The Magistrate Judge ably laid out the relevant facts in the Recommended Disposition. Rather than reviewing all these facts anew, the Court will address the facts of this case only to the extent necessary to rule on Defendant's Objections to the Recommended Disposition.
I. Objections
A. Sufficiency of the Affidavit for Search Warrant 19-SO-164 (Defendant's Residence)
Defendant's first series of objections centers around the sufficiency of the affidavit supporting the first warrant, case number 19-SO-164 [R. 43-4], related to Defendant's residence. [R. 62 pp. 7-14] Defendant argues that Magistrate Judge Ingram erred in concluding that the affidavit provided enough facts to establish probable cause for the search of his residence. [Id.] The affidavit, in relevant part, states:
Affiant has been an officer in the [Knox County Sheriff's Office] for a period of 6 years and information and observations contained herein were received and made in his capacity as an officer thereof.[R. 43-3 p. 2; R. 58 pp. 4-5]. "Probable cause exists when there is a fair probability, given the totality of the circumstances, that contraband or evidence of a crime will be found in a particular place." United States v. Greene, 250 F.3d 471, 479 (6th Cir. 2001) (internal quotations omitted). To evaluate whether an affidavit provides probable cause, the Court may only look to the four corners of the affidavit. See United States v. Abernathy, 843 F.3d 243, 249 (6th Cir. 2016).
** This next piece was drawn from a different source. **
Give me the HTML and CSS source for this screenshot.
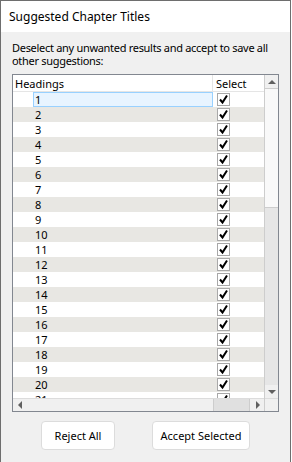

Deputy Sam Mullins [the affiant] had received numerous drug complaints at the above residence that John Helton was selling methamphetamine. A reliable source advised he was at the residence a few days ago when a subject he was with purchased a half pound of methamphetamine. On 06/09/2019 deputies went to the residence of John Helton to execute a warrant. Upon arrival Helton had a clear baggie that appeared to ha[ve] residue in it and a sum of US currency in small bills. This deputy has experience and knowledge that there [are] illegal narcotics on the property.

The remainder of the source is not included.